A short WM train lead by GP9 27 heads west into the yard with WM caboose 1826 trailing. (Mason Cooper photos)

WM GP9 39 moves a WM Jordon Spreader into the yard as WM GP9 26 switches. (Mason Cooper photos)

WM 51 and 3580 at Hagerstown in 1971. (thanks to Cody Haer for photo)

WM F7 141 leads a trio of F's as they switch around at Hagerstown. (Mason Cooper photos)

More switch movements as SD40 7495 leads SD35 7434 and 7432 passed the yard office. (Mason Cooper photos)

The CSX local switcher for Security comes into Hagerstown after switching there on the East Sub.
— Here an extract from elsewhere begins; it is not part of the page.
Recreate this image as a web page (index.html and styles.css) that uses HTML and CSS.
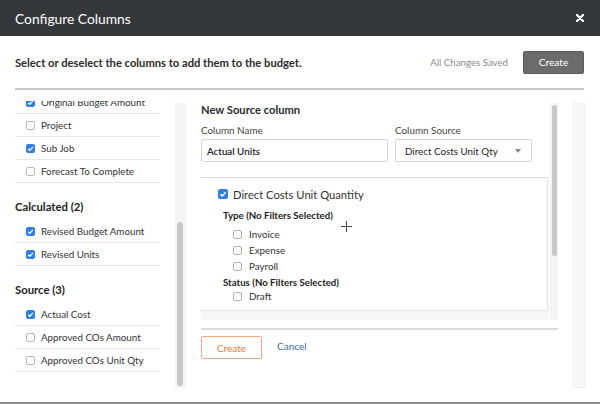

Back up on the main line at Hagerstown, a CSX train is edging further and further east as it switches back and forth putting its train together. Soon he will call the dispatcher in Jacksonville, FL. and ask for a clear signal east.

A CSX train rounds the curve and passes under the signal bridge and enters the yard passing the B97 milepost to the left of the train. This train has come off the Hanover Sub after descending the mountain from Highfield. (6/98)

In 1971 a WM eastbound lead by F7 53 and SD40 7495 passes under the signal bridge on its way out of the yard. This train is bound for either Lurgan or Baltimore. In April 1998, CSX train D799 passes into the Hagerstown yard under the same signal bridge. The GP38-2 is returning from the East Sub where it was doing some local work in the mill at Security. (WM photo by unknown photographer)

CSX B702 heads by the former WM Hagerstown Station which now serves as the Hagerstown Police Headquarters on February 9, 2019 at 1220.